■ REQUIRED WORK
Transcribe the material word for word, but without the images.

— BEGIN DATASET CONTENT —

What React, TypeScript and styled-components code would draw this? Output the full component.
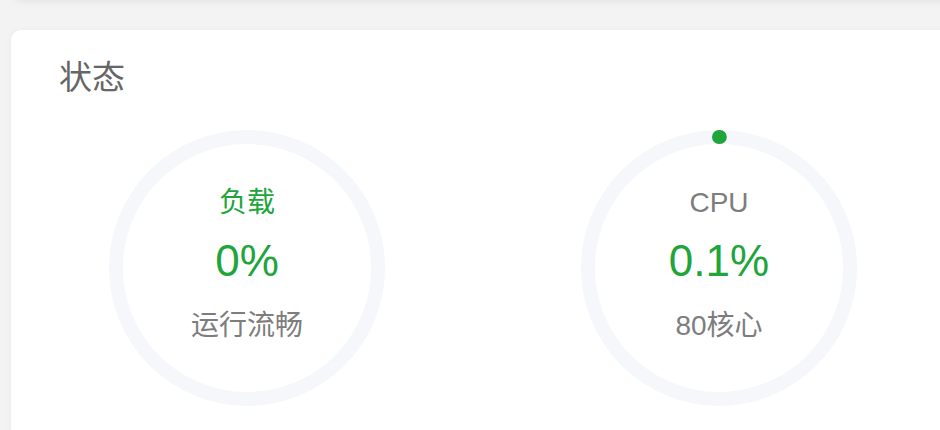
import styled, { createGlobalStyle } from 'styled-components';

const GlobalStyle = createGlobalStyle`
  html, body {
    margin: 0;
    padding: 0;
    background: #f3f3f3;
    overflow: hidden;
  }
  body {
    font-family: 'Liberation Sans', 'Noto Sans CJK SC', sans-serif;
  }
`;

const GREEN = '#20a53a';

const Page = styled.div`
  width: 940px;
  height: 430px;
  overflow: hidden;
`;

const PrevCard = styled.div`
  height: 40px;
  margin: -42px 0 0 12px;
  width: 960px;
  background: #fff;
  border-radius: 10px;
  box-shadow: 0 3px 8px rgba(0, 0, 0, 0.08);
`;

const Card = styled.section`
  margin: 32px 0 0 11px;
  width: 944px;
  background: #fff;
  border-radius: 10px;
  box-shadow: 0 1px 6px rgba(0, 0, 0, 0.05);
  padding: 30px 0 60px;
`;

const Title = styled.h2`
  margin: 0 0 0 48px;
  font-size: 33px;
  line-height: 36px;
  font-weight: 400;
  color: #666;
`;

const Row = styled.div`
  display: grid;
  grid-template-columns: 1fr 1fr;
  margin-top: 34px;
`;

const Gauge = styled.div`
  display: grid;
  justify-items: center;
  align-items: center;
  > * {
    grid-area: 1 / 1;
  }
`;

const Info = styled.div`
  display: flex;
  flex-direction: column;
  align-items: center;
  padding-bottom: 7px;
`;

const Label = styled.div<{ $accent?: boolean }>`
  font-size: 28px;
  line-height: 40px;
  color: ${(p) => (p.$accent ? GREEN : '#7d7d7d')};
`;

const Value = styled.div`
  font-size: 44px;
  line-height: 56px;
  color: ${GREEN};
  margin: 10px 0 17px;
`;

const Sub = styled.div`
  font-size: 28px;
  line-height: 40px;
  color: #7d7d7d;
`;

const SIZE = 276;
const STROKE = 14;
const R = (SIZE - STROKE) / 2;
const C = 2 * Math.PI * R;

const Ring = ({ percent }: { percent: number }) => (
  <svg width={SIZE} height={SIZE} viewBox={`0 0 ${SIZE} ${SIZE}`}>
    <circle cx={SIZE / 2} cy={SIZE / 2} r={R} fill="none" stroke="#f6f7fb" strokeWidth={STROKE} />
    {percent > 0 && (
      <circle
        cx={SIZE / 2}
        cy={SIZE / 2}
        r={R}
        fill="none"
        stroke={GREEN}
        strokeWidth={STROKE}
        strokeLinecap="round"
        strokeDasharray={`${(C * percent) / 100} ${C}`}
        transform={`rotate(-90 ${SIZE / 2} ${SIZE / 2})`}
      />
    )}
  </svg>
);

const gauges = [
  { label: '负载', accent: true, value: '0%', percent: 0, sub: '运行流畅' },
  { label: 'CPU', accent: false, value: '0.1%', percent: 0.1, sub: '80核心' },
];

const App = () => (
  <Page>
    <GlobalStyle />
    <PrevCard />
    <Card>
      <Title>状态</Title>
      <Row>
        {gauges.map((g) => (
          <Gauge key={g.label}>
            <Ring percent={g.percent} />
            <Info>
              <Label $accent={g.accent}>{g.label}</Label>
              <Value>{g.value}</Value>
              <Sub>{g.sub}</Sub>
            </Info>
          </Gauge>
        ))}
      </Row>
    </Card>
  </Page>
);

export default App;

— END DATASET CONTENT —

■ COMPLETED EXERCISE
What React, TypeScript and styled-components code would draw this? Output the full component.
import styled, { createGlobalStyle } from 'styled-components';

const GlobalStyle = createGlobalStyle`
  html, body {
    margin: 0;
    padding: 0;
    background: #f3f3f3;
    overflow: hidden;
  }
  body {
    font-family: 'Liberation Sans', 'Noto Sans CJK SC', sans-serif;
  }
`;

const GREEN = '#20a53a';

const Page = styled.div`
  width: 940px;
  height: 430px;
  overflow: hidden;
`;

const PrevCard = styled.div`
  height: 40px;
  margin: -42px 0 0 12px;
  width: 960px;
  background: #fff;
  border-radius: 10px;
  box-shadow: 0 3px 8px rgba(0, 0, 0, 0.08);
`;

const Card = styled.section`
  margin: 32px 0 0 11px;
  width: 944px;
  background: #fff;
  border-radius: 10px;
  box-shadow: 0 1px 6px rgba(0, 0, 0, 0.05);
  padding: 30px 0 60px;
`;

const Title = styled.h2`
  margin: 0 0 0 48px;
  font-size: 33px;
  line-height: 36px;
  font-weight: 400;
  color: #666;
`;

const Row = styled.div`
  display: grid;
  grid-template-columns: 1fr 1fr;
  margin-top: 34px;
`;

const Gauge = styled.div`
  display: grid;
  justify-items: center;
  align-items: center;
  > * {
    grid-area: 1 / 1;
  }
`;

const Info = styled.div`
  display: flex;
  flex-direction: column;
  align-items: center;
  padding-bottom: 7px;
`;

const Label = styled.div<{ $accent?: boolean }>`
  font-size: 28px;
  line-height: 40px;
  color: ${(p) => (p.$accent ? GREEN : '#7d7d7d')};
`;

const Value = styled.div`
  font-size: 44px;
  line-height: 56px;
  color: ${GREEN};
  margin: 10px 0 17px;
`;

const Sub = styled.div`
  font-size: 28px;
  line-height: 40px;
  color: #7d7d7d;
`;

const SIZE = 276;
const STROKE = 14;
const R = (SIZE - STROKE) / 2;
const C = 2 * Math.PI * R;

const Ring = ({ percent }: { percent: number }) => (
  <svg width={SIZE} height={SIZE} viewBox={`0 0 ${SIZE} ${SIZE}`}>
    <circle cx={SIZE / 2} cy={SIZE / 2} r={R} fill="none" stroke="#f6f7fb" strokeWidth={STROKE} />
    {percent > 0 && (
      <circle
        cx={SIZE / 2}
        cy={SIZE / 2}
        r={R}
        fill="none"
        stroke={GREEN}
        strokeWidth={STROKE}
        strokeLinecap="round"
        strokeDasharray={`${(C * percent) / 100} ${C}`}
        transform={`rotate(-90 ${SIZE / 2} ${SIZE / 2})`}
      />
    )}
  </svg>
);

const gauges = [
  { label: '负载', accent: true, value: '0%', percent: 0, sub: '运行流畅' },
  { label: 'CPU', accent: false, value: '0.1%', percent: 0.1, sub: '80核心' },
];

const App = () => (
  <Page>
    <GlobalStyle />
    <PrevCard />
    <Card>
      <Title>状态</Title>
      <Row>
        {gauges.map((g) => (
          <Gauge key={g.label}>
            <Ring percent={g.percent} />
            <Info>
              <Label $accent={g.accent}>{g.label}</Label>
              <Value>{g.value}</Value>
              <Sub>{g.sub}</Sub>
            </Info>
          </Gauge>
        ))}
      </Row>
    </Card>
  </Page>
);

export default App;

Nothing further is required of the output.